Renault has announced an ambitious plan to reduce vehicle production time by 50% by 2027, aiming to match the speed of Chinese automakers. The French carmaker, which currently takes about 20 hours to assemble a vehicle, wants to cut that to 10 hours, according to industry reports. This initiative is part of Renault's broader strategy to increase competitiveness in the global electric vehicle market.
The plan involves adopting advanced manufacturing techniques, including modular platforms and increased automation, similar to those used by Chinese companies like BYD and Nio. Renault CEO Luca de Meo stated in a recent interview that the company must 'learn from the best' to survive in a rapidly changing industry. However, experts caution that rapid production can lead to quality issues if not carefully managed.
Renault's move comes as Chinese automakers have significantly reduced production times through vertical integration and lean manufacturing. For example, BYD can produce a vehicle in under 10 hours, according to a 2025 study by the International Council on Clean Transportation. Renault's challenge will be to maintain its reputation for reliability while accelerating output.
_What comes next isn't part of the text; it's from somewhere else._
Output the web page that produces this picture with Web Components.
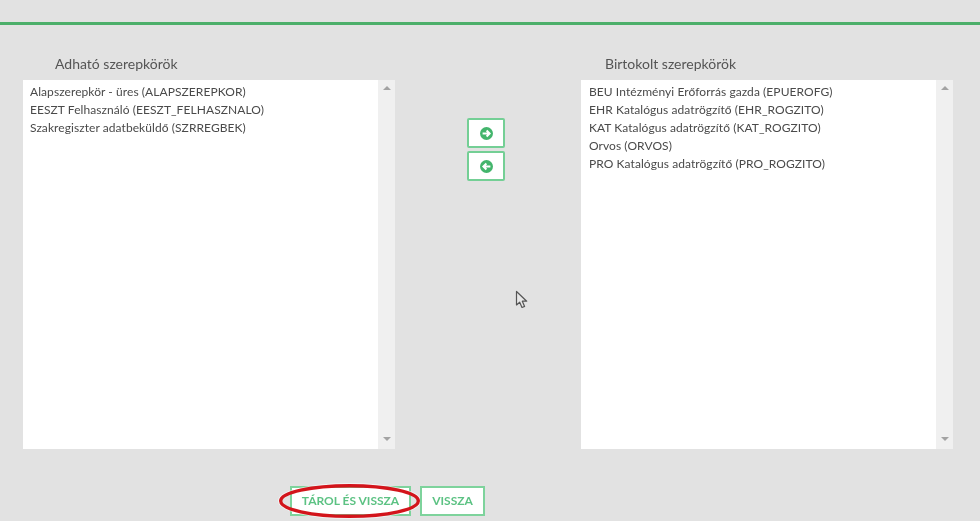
<!DOCTYPE html>
<html lang="hu"><head><meta charset="utf-8"><title>Szerepkörök</title>
<style>
html,body{margin:0;padding:0;background:#e2e2e2;height:100%;overflow:hidden}
body{font:12px/18px "Lato","Noto Sans",sans-serif;color:#4a4a4a}
</style></head><body>
<role-page>
  <role-list slot="left" heading="Adható szerepkörök" inset="32" pad="7">
    <div>Alapszerepkör - üres (ALAPSZEREPKOR)</div>
    <div>EESZT Felhasználó (EESZT_FELHASZNALO)</div>
    <div>Szakregiszter adatbeküldő (SZRREGBEK)</div>
  </role-list>
  <move-btn slot="mid" dir="right"></move-btn>
  <move-btn slot="mid" dir="left"></move-btn>
  <role-list slot="right" heading="Birtokolt szerepkörök" inset="24" pad="8">
    <div>BEU Intézményi Erőforrás gazda (EPUEROFG)</div>
    <div>EHR Katalógus adatrögzítő (EHR_ROGZITO)</div>
    <div>KAT Katalógus adatrögzítő (KAT_ROGZITO)</div>
    <div>Orvos (ORVOS)</div>
    <div>PRO Katalógus adatrögzítő (PRO_ROGZITO)</div>
  </role-list>
  <action-btn slot="actions" circled style="width:121px">TÁROL ÉS VISSZA</action-btn>
  <action-btn slot="actions" style="width:65px">VISSZA</action-btn>
</role-page>
<script>
const def=(n,html)=>customElements.define(n,class extends HTMLElement{
  connectedCallback(){if(!this.shadowRoot)this.attachShadow({mode:'open'}).innerHTML=typeof html==='function'?html(this):html;}
});
def('role-page',`<style>
:host{display:block;width:980px;height:521px;position:relative;overflow:hidden;background:#e2e2e2;filter:blur(.3px)}
.top{height:22px;border-bottom:3px solid #4caf6a}
.cols{display:flex;padding:30px 0 0 23px;align-items:flex-start}
.mid{width:186px;display:flex;flex-direction:column;align-items:center;gap:3px;padding:63px 4px 0 0;box-sizing:border-box;flex:none}
.actions{display:flex;gap:9px;padding:37px 0 0 290px}
.cursor{position:absolute;left:515px;top:290px}
</style>
<div class="top"></div>
<div class="cols"><slot name="left"></slot><div class="mid"><slot name="mid"></slot></div><slot name="right"></slot></div>
<div class="actions"><slot name="actions"></slot></div>
<svg class="cursor" width="14" height="20" viewBox="0 0 14 20"><path d="M1.5 1.5V15l3.2-2.8 2.3 5.3 2.6-1.1-2.3-5.2h4.4z" fill="#e8e8e8" stroke="#555" stroke-width="1.2" stroke-linejoin="round"/></svg>`);
def('role-list',h=>`<style>
:host{display:block;width:372px;flex:none}
.h{height:25px;padding-left:${h.getAttribute('inset')}px;font-size:14px;line-height:17px;color:#555}
.box{height:369px;background:#fff;display:flex}
.items{flex:1;padding:3px ${h.getAttribute('pad')}px;font-size:12px;line-height:18px;letter-spacing:.07px;color:#4a4a4a;white-space:nowrap}
.sb{width:17px;background:#f0f0f0;display:flex;flex-direction:column;justify-content:space-between;align-items:center;padding:6px 0 8px;box-sizing:border-box}
.sb i{width:0;height:0;border:4px solid transparent}
.u{border-bottom:4px solid #a3a3a3!important;border-top:0!important}
.d{border-top:4px solid #a3a3a3!important;border-bottom:0!important}
</style><div class="h">${h.getAttribute('heading')}</div>
<div class="box"><div class="items"><slot></slot></div><div class="sb"><i class="u"></i><i class="d"></i></div></div>`);
def('move-btn',h=>{const r=h.getAttribute('dir')==='right';
return `<style>
:host{display:block}
.b{width:38px;height:30px;box-sizing:border-box;border:2px solid #74cf95;border-radius:2px;background:#fff;display:flex;align-items:center;justify-content:center}
</style><div class="b"><svg width="13" height="13" viewBox="0 0 13 13"><circle cx="6.5" cy="6.5" r="6.5" fill="#43b56c"/><path d="${r?'M2.6 6.5H9M6.6 3.5l3 3-3 3':'M10.4 6.5H4M6.4 3.5l-3 3 3 3'}" fill="none" stroke="#fff" stroke-width="2"/></svg></div>`});
def('action-btn',h=>`<style>
:host{display:block;position:relative;box-sizing:border-box;height:30px;border:2px solid #7ed39c;background:#fff;color:#5cc283;font:700 12px/26px "Lato","Noto Sans",sans-serif;text-align:center;white-space:nowrap;flex:none}
svg{position:absolute;left:-13px;top:-4px;overflow:visible;pointer-events:none}
</style><slot></slot>${h.hasAttribute('circled')?`<svg width="141" height="34" viewBox="0 0 141 34"><ellipse cx="70.5" cy="17" rx="70" ry="16.6" fill="none" stroke="#fff" stroke-opacity=".6" stroke-width="3"/><ellipse cx="70.5" cy="17" rx="68.8" ry="15.3" fill="none" stroke="#d3141b" stroke-width="3.4"/></svg>`:''}`);
</script>
</body></html>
The company has already begun piloting new processes at its plant in Douai, France, where it produces the electric Megane E-Tech. Early results show a 15% reduction in assembly time, but full implementation will require significant investment in robotics and worker training. Renault has not disclosed the total cost of the initiative.
Industry analysts remain divided on the feasibility of the plan. While some praise Renault's ambition, others warn that cutting production time too quickly could strain suppliers and lead to recalls. The success of the strategy will depend on Renault's ability to balance speed with quality control.